BRIEF: Write out all of the entries that follow, word for word, but skip the pictures.

====================

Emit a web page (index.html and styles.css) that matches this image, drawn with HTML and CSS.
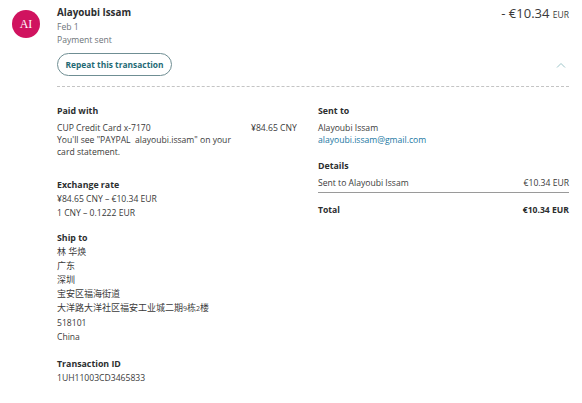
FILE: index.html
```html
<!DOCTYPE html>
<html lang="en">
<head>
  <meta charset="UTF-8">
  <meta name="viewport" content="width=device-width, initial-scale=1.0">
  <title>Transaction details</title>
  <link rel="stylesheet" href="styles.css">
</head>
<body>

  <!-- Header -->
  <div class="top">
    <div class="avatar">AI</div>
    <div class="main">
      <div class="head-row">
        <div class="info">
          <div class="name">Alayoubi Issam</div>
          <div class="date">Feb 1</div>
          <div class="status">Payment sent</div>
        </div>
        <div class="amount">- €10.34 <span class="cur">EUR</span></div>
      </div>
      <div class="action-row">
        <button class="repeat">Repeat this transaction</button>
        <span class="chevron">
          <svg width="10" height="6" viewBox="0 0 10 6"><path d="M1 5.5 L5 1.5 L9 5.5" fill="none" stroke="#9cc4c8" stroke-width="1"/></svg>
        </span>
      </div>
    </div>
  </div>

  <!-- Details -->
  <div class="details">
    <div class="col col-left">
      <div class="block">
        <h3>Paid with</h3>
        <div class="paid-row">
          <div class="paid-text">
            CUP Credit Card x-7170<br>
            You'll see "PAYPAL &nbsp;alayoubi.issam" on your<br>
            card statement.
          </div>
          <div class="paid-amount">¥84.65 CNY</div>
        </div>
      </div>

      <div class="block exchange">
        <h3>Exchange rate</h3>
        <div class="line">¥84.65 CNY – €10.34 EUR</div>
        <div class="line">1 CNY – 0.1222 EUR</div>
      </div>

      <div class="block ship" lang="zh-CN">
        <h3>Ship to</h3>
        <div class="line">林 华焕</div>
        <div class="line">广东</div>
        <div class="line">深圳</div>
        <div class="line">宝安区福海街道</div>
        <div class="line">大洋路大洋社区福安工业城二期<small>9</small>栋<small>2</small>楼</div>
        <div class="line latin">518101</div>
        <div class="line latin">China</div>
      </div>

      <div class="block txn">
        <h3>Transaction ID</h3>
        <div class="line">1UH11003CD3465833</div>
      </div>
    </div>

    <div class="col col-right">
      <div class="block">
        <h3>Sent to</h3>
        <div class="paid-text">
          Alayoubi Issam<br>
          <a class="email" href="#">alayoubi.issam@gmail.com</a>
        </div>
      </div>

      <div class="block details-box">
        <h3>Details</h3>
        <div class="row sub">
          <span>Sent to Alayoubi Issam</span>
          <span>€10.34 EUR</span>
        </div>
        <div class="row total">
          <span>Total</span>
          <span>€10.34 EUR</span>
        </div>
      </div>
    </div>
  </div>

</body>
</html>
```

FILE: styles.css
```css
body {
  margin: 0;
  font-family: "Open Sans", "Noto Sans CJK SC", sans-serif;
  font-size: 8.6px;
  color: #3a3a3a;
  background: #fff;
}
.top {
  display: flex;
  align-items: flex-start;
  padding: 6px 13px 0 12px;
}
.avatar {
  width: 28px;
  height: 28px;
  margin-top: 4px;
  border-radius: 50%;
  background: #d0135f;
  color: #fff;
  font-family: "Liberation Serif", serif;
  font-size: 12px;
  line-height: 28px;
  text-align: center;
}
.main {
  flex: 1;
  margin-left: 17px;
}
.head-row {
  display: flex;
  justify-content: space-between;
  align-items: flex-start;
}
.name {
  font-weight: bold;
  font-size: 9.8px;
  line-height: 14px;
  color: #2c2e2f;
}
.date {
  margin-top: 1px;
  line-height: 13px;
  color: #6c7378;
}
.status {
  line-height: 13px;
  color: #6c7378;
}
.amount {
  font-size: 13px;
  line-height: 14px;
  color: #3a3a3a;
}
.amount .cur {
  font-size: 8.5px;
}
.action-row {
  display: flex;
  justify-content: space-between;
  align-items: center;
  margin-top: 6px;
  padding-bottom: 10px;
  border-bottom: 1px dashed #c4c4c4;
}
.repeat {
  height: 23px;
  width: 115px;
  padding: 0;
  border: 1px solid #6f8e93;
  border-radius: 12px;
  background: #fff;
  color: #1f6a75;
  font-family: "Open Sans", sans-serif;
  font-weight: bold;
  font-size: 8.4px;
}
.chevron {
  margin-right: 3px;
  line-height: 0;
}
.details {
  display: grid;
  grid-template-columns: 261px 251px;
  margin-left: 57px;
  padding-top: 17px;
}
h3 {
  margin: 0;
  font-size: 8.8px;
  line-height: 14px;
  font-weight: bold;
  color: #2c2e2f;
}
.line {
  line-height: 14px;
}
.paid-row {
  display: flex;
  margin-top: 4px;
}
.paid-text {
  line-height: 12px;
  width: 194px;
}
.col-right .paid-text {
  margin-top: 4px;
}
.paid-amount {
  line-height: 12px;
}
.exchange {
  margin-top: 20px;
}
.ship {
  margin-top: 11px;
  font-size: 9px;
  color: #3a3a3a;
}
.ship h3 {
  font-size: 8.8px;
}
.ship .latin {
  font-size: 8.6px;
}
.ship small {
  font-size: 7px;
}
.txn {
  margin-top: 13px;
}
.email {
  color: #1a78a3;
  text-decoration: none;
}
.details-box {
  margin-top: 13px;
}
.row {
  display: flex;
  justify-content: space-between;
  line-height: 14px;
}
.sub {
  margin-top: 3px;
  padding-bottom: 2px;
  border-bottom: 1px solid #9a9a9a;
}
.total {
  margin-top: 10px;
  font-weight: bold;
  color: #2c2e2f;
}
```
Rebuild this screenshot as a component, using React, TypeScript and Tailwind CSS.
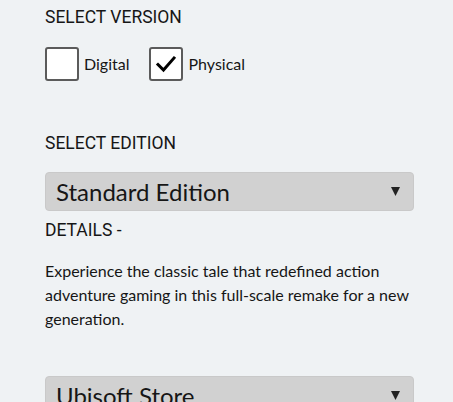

====================

ANSWER IN FULL:
Emit a web page (index.html and styles.css) that matches this image, drawn with HTML and CSS.
FILE: index.html
```html
<!DOCTYPE html>
<html lang="en">
<head>
  <meta charset="UTF-8">
  <meta name="viewport" content="width=device-width, initial-scale=1.0">
  <title>Transaction details</title>
  <link rel="stylesheet" href="styles.css">
</head>
<body>

  <!-- Header -->
  <div class="top">
    <div class="avatar">AI</div>
    <div class="main">
      <div class="head-row">
        <div class="info">
          <div class="name">Alayoubi Issam</div>
          <div class="date">Feb 1</div>
          <div class="status">Payment sent</div>
        </div>
        <div class="amount">- €10.34 <span class="cur">EUR</span></div>
      </div>
      <div class="action-row">
        <button class="repeat">Repeat this transaction</button>
        <span class="chevron">
          <svg width="10" height="6" viewBox="0 0 10 6"><path d="M1 5.5 L5 1.5 L9 5.5" fill="none" stroke="#9cc4c8" stroke-width="1"/></svg>
        </span>
      </div>
    </div>
  </div>

  <!-- Details -->
  <div class="details">
    <div class="col col-left">
      <div class="block">
        <h3>Paid with</h3>
        <div class="paid-row">
          <div class="paid-text">
            CUP Credit Card x-7170<br>
            You'll see "PAYPAL &nbsp;alayoubi.issam" on your<br>
            card statement.
          </div>
          <div class="paid-amount">¥84.65 CNY</div>
        </div>
      </div>

      <div class="block exchange">
        <h3>Exchange rate</h3>
        <div class="line">¥84.65 CNY – €10.34 EUR</div>
        <div class="line">1 CNY – 0.1222 EUR</div>
      </div>

      <div class="block ship" lang="zh-CN">
        <h3>Ship to</h3>
        <div class="line">林 华焕</div>
        <div class="line">广东</div>
        <div class="line">深圳</div>
        <div class="line">宝安区福海街道</div>
        <div class="line">大洋路大洋社区福安工业城二期<small>9</small>栋<small>2</small>楼</div>
        <div class="line latin">518101</div>
        <div class="line latin">China</div>
      </div>

      <div class="block txn">
        <h3>Transaction ID</h3>
        <div class="line">1UH11003CD3465833</div>
      </div>
    </div>

    <div class="col col-right">
      <div class="block">
        <h3>Sent to</h3>
        <div class="paid-text">
          Alayoubi Issam<br>
          <a class="email" href="#">alayoubi.issam@gmail.com</a>
        </div>
      </div>

      <div class="block details-box">
        <h3>Details</h3>
        <div class="row sub">
          <span>Sent to Alayoubi Issam</span>
          <span>€10.34 EUR</span>
        </div>
        <div class="row total">
          <span>Total</span>
          <span>€10.34 EUR</span>
        </div>
      </div>
    </div>
  </div>

</body>
</html>
```

FILE: styles.css
```css
body {
  margin: 0;
  font-family: "Open Sans", "Noto Sans CJK SC", sans-serif;
  font-size: 8.6px;
  color: #3a3a3a;
  background: #fff;
}
.top {
  display: flex;
  align-items: flex-start;
  padding: 6px 13px 0 12px;
}
.avatar {
  width: 28px;
  height: 28px;
  margin-top: 4px;
  border-radius: 50%;
  background: #d0135f;
  color: #fff;
  font-family: "Liberation Serif", serif;
  font-size: 12px;
  line-height: 28px;
  text-align: center;
}
.main {
  flex: 1;
  margin-left: 17px;
}
.head-row {
  display: flex;
  justify-content: space-between;
  align-items: flex-start;
}
.name {
  font-weight: bold;
  font-size: 9.8px;
  line-height: 14px;
  color: #2c2e2f;
}
.date {
  margin-top: 1px;
  line-height: 13px;
  color: #6c7378;
}
.status {
  line-height: 13px;
  color: #6c7378;
}
.amount {
  font-size: 13px;
  line-height: 14px;
  color: #3a3a3a;
}
.amount .cur {
  font-size: 8.5px;
}
.action-row {
  display: flex;
  justify-content: space-between;
  align-items: center;
  margin-top: 6px;
  padding-bottom: 10px;
  border-bottom: 1px dashed #c4c4c4;
}
.repeat {
  height: 23px;
  width: 115px;
  padding: 0;
  border: 1px solid #6f8e93;
  border-radius: 12px;
  background: #fff;
  color: #1f6a75;
  font-family: "Open Sans", sans-serif;
  font-weight: bold;
  font-size: 8.4px;
}
.chevron {
  margin-right: 3px;
  line-height: 0;
}
.details {
  display: grid;
  grid-template-columns: 261px 251px;
  margin-left: 57px;
  padding-top: 17px;
}
h3 {
  margin: 0;
  font-size: 8.8px;
  line-height: 14px;
  font-weight: bold;
  color: #2c2e2f;
}
.line {
  line-height: 14px;
}
.paid-row {
  display: flex;
  margin-top: 4px;
}
.paid-text {
  line-height: 12px;
  width: 194px;
}
.col-right .paid-text {
  margin-top: 4px;
}
.paid-amount {
  line-height: 12px;
}
.exchange {
  margin-top: 20px;
}
.ship {
  margin-top: 11px;
  font-size: 9px;
  color: #3a3a3a;
}
.ship h3 {
  font-size: 8.8px;
}
.ship .latin {
  font-size: 8.6px;
}
.ship small {
  font-size: 7px;
}
.txn {
  margin-top: 13px;
}
.email {
  color: #1a78a3;
  text-decoration: none;
}
.details-box {
  margin-top: 13px;
}
.row {
  display: flex;
  justify-content: space-between;
  line-height: 14px;
}
.sub {
  margin-top: 3px;
  padding-bottom: 2px;
  border-bottom: 1px solid #9a9a9a;
}
.total {
  margin-top: 10px;
  font-weight: bold;
  color: #2c2e2f;
}
```
Rebuild this screenshot as a component, using React, TypeScript and Tailwind CSS.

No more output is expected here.